> **GIVEN MATERIAL**:

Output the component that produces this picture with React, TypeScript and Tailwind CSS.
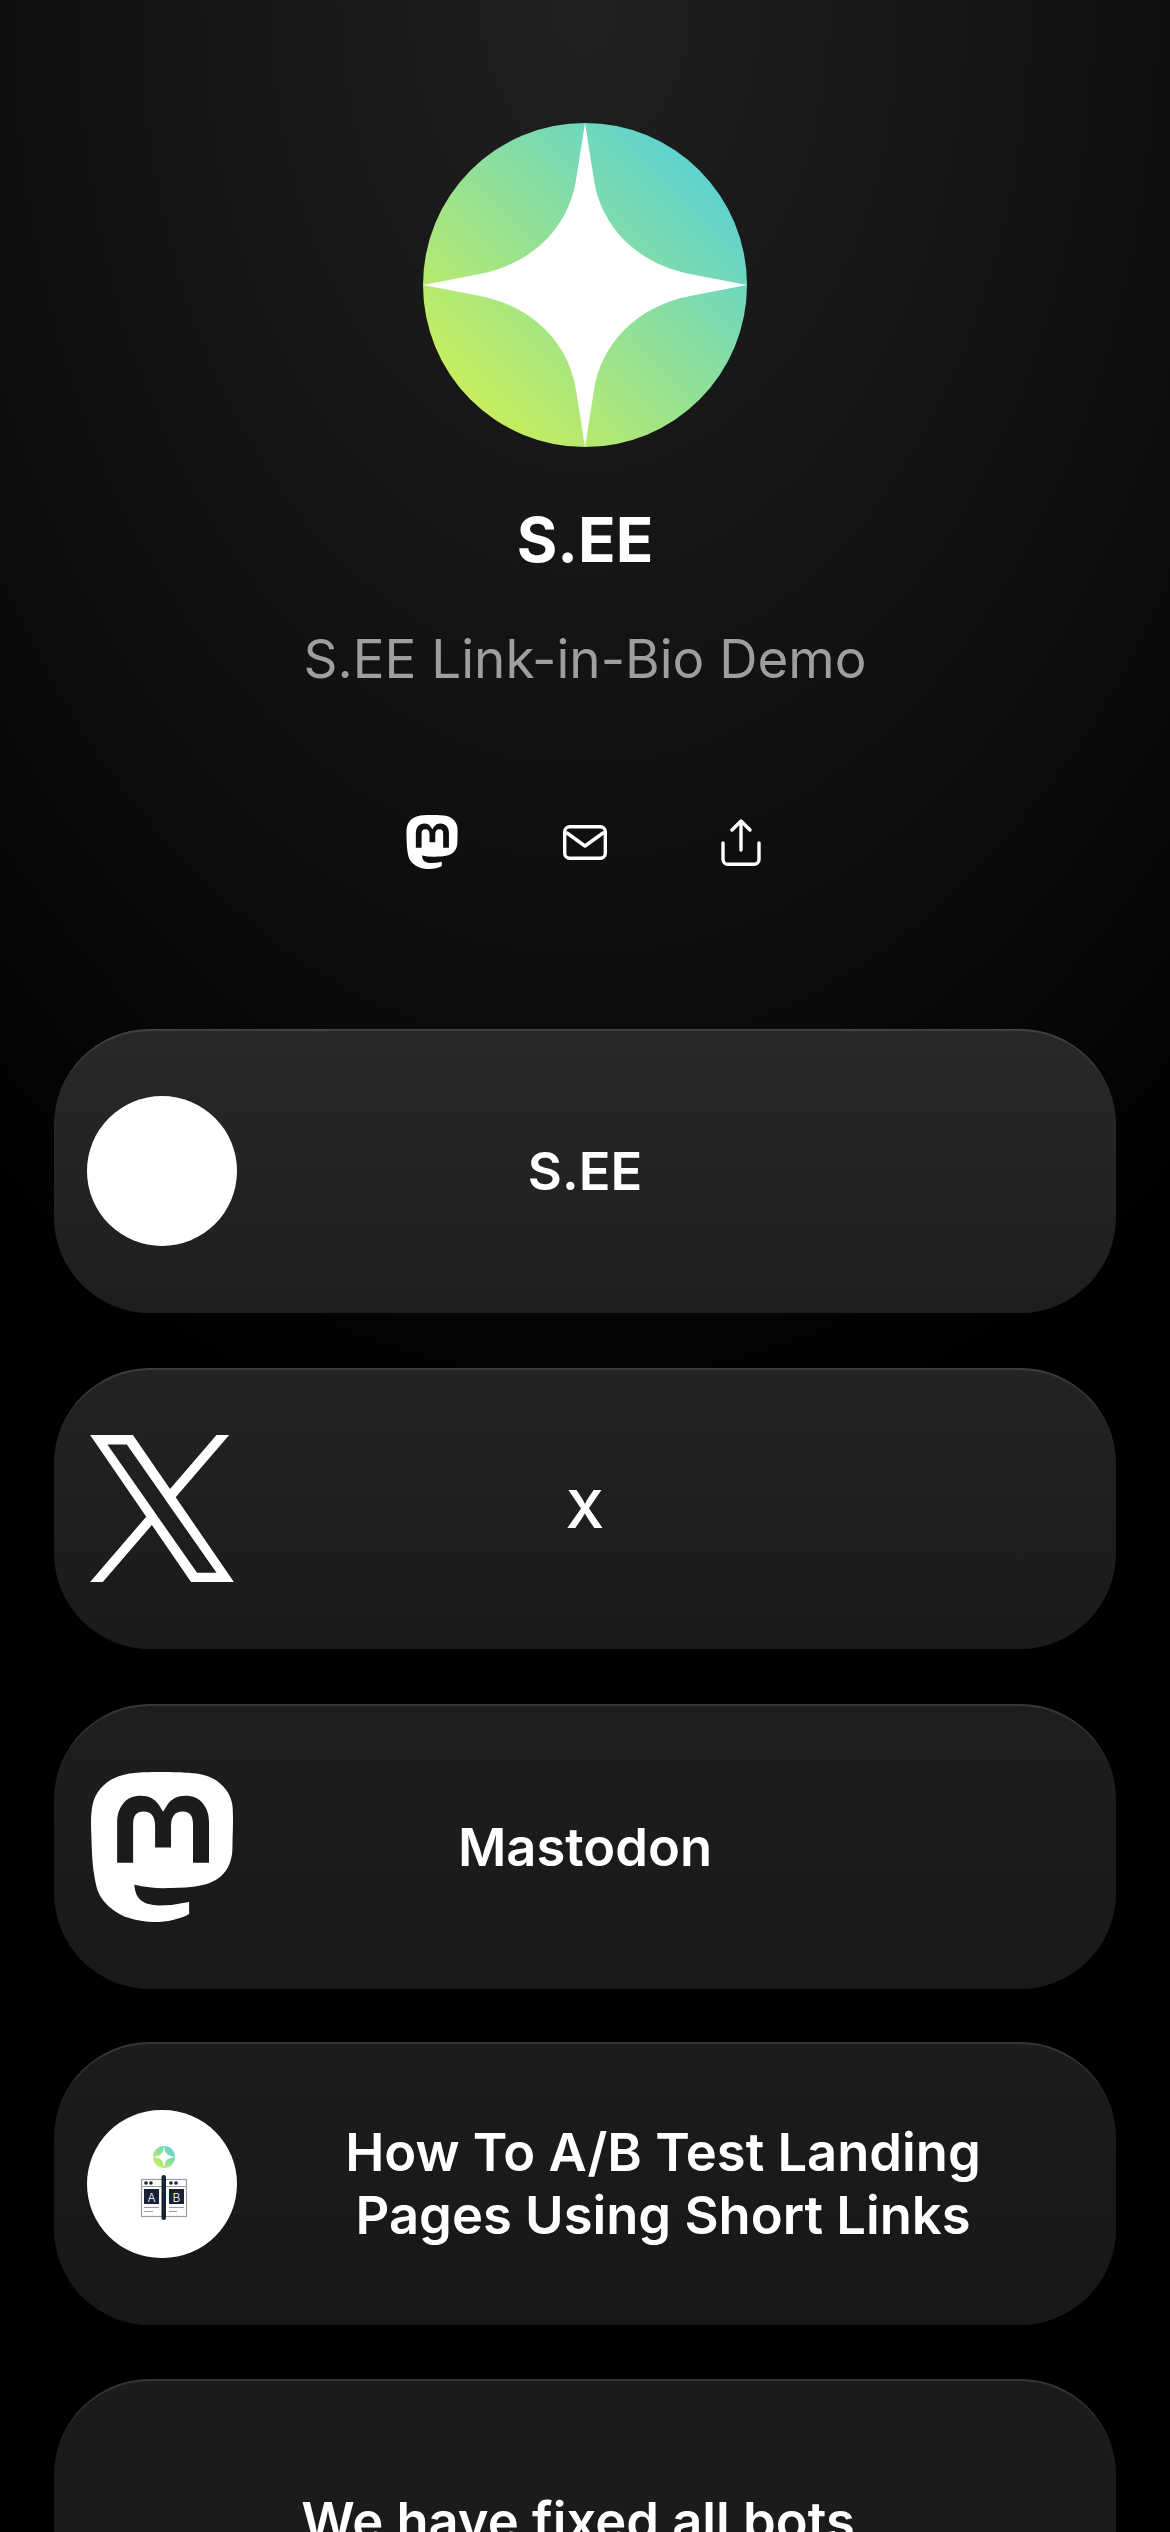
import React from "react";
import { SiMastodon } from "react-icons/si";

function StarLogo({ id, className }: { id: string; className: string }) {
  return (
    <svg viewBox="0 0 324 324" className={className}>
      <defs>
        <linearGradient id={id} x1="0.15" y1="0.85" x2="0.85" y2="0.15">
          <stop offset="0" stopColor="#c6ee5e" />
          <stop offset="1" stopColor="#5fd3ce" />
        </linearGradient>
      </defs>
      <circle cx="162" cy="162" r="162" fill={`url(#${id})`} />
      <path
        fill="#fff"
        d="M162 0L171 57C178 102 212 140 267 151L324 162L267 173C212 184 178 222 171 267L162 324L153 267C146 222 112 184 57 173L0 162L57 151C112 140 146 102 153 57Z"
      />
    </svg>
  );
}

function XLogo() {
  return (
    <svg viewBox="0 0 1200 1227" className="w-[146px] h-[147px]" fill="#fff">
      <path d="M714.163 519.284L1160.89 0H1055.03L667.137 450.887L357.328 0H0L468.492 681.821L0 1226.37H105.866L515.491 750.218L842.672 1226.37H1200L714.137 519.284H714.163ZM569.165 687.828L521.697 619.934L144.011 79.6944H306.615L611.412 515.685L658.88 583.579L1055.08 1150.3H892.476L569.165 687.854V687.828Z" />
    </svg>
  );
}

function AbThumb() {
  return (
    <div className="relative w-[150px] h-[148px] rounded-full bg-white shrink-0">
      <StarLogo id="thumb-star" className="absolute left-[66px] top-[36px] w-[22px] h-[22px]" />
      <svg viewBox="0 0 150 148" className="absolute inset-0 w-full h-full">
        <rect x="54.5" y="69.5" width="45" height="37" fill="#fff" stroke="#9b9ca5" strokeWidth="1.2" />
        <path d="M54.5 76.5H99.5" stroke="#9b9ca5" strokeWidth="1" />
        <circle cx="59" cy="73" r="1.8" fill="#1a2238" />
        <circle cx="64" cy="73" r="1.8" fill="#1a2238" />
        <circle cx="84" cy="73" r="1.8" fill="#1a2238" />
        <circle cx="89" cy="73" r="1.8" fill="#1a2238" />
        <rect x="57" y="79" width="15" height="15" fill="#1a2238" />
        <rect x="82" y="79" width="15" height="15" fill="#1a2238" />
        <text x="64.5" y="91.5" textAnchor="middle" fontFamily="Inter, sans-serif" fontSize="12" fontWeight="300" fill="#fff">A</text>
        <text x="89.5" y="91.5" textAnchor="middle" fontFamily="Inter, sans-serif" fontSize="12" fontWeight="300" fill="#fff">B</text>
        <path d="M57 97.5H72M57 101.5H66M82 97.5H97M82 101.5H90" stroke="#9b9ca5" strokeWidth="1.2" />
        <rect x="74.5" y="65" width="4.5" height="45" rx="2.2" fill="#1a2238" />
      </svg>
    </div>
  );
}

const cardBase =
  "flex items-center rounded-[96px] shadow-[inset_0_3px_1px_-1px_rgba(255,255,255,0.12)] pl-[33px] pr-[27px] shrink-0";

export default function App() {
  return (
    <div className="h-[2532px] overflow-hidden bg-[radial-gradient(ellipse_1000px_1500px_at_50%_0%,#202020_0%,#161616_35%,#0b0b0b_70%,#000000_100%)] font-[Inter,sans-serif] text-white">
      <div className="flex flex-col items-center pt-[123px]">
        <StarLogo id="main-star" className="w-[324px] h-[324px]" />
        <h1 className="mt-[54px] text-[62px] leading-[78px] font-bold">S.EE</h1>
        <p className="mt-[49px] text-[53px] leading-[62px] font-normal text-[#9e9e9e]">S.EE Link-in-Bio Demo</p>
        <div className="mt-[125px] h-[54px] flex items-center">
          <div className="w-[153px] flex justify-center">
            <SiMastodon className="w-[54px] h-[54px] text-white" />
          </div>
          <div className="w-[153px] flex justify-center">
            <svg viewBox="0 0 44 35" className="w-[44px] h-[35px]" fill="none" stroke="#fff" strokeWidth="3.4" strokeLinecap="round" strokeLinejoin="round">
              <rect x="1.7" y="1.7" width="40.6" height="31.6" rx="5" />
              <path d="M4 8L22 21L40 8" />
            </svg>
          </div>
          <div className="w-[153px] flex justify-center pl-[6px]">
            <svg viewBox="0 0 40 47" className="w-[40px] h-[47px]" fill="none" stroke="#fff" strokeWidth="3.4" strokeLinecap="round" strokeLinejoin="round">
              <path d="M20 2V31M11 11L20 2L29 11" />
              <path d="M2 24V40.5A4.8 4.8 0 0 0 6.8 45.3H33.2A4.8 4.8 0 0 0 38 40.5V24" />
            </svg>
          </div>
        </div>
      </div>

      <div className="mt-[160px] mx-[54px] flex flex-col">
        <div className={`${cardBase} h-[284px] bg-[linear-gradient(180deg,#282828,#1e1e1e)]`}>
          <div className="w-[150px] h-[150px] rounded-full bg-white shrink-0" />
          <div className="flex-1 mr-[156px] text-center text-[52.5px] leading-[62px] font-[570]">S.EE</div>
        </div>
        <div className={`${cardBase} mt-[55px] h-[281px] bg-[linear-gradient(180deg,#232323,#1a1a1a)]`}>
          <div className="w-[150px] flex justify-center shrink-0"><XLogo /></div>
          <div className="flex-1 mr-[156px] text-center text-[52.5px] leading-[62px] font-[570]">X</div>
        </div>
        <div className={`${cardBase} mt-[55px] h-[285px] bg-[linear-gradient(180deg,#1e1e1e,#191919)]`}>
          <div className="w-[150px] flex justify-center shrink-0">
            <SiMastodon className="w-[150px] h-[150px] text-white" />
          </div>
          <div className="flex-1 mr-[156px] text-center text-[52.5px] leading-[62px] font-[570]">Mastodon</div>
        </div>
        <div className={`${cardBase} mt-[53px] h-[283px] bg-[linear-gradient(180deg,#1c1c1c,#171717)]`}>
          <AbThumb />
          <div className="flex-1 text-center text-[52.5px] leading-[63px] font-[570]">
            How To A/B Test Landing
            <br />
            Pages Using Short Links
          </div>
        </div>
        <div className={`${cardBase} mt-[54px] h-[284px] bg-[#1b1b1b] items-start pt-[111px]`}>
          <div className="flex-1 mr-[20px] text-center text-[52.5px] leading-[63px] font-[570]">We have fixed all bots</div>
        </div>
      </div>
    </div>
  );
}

> **PROBLEM TO SOLVE**:
With the pictures left out, transcribe the material exactly.

> **TASK ANSWER**:
Output the component that produces this picture with React, TypeScript and Tailwind CSS.
import React from "react";
import { SiMastodon } from "react-icons/si";

function StarLogo({ id, className }: { id: string; className: string }) {
  return (
    <svg viewBox="0 0 324 324" className={className}>
      <defs>
        <linearGradient id={id} x1="0.15" y1="0.85" x2="0.85" y2="0.15">
          <stop offset="0" stopColor="#c6ee5e" />
          <stop offset="1" stopColor="#5fd3ce" />
        </linearGradient>
      </defs>
      <circle cx="162" cy="162" r="162" fill={`url(#${id})`} />
      <path
        fill="#fff"
        d="M162 0L171 57C178 102 212 140 267 151L324 162L267 173C212 184 178 222 171 267L162 324L153 267C146 222 112 184 57 173L0 162L57 151C112 140 146 102 153 57Z"
      />
    </svg>
  );
}

function XLogo() {
  return (
    <svg viewBox="0 0 1200 1227" className="w-[146px] h-[147px]" fill="#fff">
      <path d="M714.163 519.284L1160.89 0H1055.03L667.137 450.887L357.328 0H0L468.492 681.821L0 1226.37H105.866L515.491 750.218L842.672 1226.37H1200L714.137 519.284H714.163ZM569.165 687.828L521.697 619.934L144.011 79.6944H306.615L611.412 515.685L658.88 583.579L1055.08 1150.3H892.476L569.165 687.854V687.828Z" />
    </svg>
  );
}

function AbThumb() {
  return (
    <div className="relative w-[150px] h-[148px] rounded-full bg-white shrink-0">
      <StarLogo id="thumb-star" className="absolute left-[66px] top-[36px] w-[22px] h-[22px]" />
      <svg viewBox="0 0 150 148" className="absolute inset-0 w-full h-full">
        <rect x="54.5" y="69.5" width="45" height="37" fill="#fff" stroke="#9b9ca5" strokeWidth="1.2" />
        <path d="M54.5 76.5H99.5" stroke="#9b9ca5" strokeWidth="1" />
        <circle cx="59" cy="73" r="1.8" fill="#1a2238" />
        <circle cx="64" cy="73" r="1.8" fill="#1a2238" />
        <circle cx="84" cy="73" r="1.8" fill="#1a2238" />
        <circle cx="89" cy="73" r="1.8" fill="#1a2238" />
        <rect x="57" y="79" width="15" height="15" fill="#1a2238" />
        <rect x="82" y="79" width="15" height="15" fill="#1a2238" />
        <text x="64.5" y="91.5" textAnchor="middle" fontFamily="Inter, sans-serif" fontSize="12" fontWeight="300" fill="#fff">A</text>
        <text x="89.5" y="91.5" textAnchor="middle" fontFamily="Inter, sans-serif" fontSize="12" fontWeight="300" fill="#fff">B</text>
        <path d="M57 97.5H72M57 101.5H66M82 97.5H97M82 101.5H90" stroke="#9b9ca5" strokeWidth="1.2" />
        <rect x="74.5" y="65" width="4.5" height="45" rx="2.2" fill="#1a2238" />
      </svg>
    </div>
  );
}

const cardBase =
  "flex items-center rounded-[96px] shadow-[inset_0_3px_1px_-1px_rgba(255,255,255,0.12)] pl-[33px] pr-[27px] shrink-0";

export default function App() {
  return (
    <div className="h-[2532px] overflow-hidden bg-[radial-gradient(ellipse_1000px_1500px_at_50%_0%,#202020_0%,#161616_35%,#0b0b0b_70%,#000000_100%)] font-[Inter,sans-serif] text-white">
      <div className="flex flex-col items-center pt-[123px]">
        <StarLogo id="main-star" className="w-[324px] h-[324px]" />
        <h1 className="mt-[54px] text-[62px] leading-[78px] font-bold">S.EE</h1>
        <p className="mt-[49px] text-[53px] leading-[62px] font-normal text-[#9e9e9e]">S.EE Link-in-Bio Demo</p>
        <div className="mt-[125px] h-[54px] flex items-center">
          <div className="w-[153px] flex justify-center">
            <SiMastodon className="w-[54px] h-[54px] text-white" />
          </div>
          <div className="w-[153px] flex justify-center">
            <svg viewBox="0 0 44 35" className="w-[44px] h-[35px]" fill="none" stroke="#fff" strokeWidth="3.4" strokeLinecap="round" strokeLinejoin="round">
              <rect x="1.7" y="1.7" width="40.6" height="31.6" rx="5" />
              <path d="M4 8L22 21L40 8" />
            </svg>
          </div>
          <div className="w-[153px] flex justify-center pl-[6px]">
            <svg viewBox="0 0 40 47" className="w-[40px] h-[47px]" fill="none" stroke="#fff" strokeWidth="3.4" strokeLinecap="round" strokeLinejoin="round">
              <path d="M20 2V31M11 11L20 2L29 11" />
              <path d="M2 24V40.5A4.8 4.8 0 0 0 6.8 45.3H33.2A4.8 4.8 0 0 0 38 40.5V24" />
            </svg>
          </div>
        </div>
      </div>

      <div className="mt-[160px] mx-[54px] flex flex-col">
        <div className={`${cardBase} h-[284px] bg-[linear-gradient(180deg,#282828,#1e1e1e)]`}>
          <div className="w-[150px] h-[150px] rounded-full bg-white shrink-0" />
          <div className="flex-1 mr-[156px] text-center text-[52.5px] leading-[62px] font-[570]">S.EE</div>
        </div>
        <div className={`${cardBase} mt-[55px] h-[281px] bg-[linear-gradient(180deg,#232323,#1a1a1a)]`}>
          <div className="w-[150px] flex justify-center shrink-0"><XLogo /></div>
          <div className="flex-1 mr-[156px] text-center text-[52.5px] leading-[62px] font-[570]">X</div>
        </div>
        <div className={`${cardBase} mt-[55px] h-[285px] bg-[linear-gradient(180deg,#1e1e1e,#191919)]`}>
          <div className="w-[150px] flex justify-center shrink-0">
            <SiMastodon className="w-[150px] h-[150px] text-white" />
          </div>
          <div className="flex-1 mr-[156px] text-center text-[52.5px] leading-[62px] font-[570]">Mastodon</div>
        </div>
        <div className={`${cardBase} mt-[53px] h-[283px] bg-[linear-gradient(180deg,#1c1c1c,#171717)]`}>
          <AbThumb />
          <div className="flex-1 text-center text-[52.5px] leading-[63px] font-[570]">
            How To A/B Test Landing
            <br />
            Pages Using Short Links
          </div>
        </div>
        <div className={`${cardBase} mt-[54px] h-[284px] bg-[#1b1b1b] items-start pt-[111px]`}>
          <div className="flex-1 mr-[20px] text-center text-[52.5px] leading-[63px] font-[570]">We have fixed all bots</div>
        </div>
      </div>
    </div>
  );
}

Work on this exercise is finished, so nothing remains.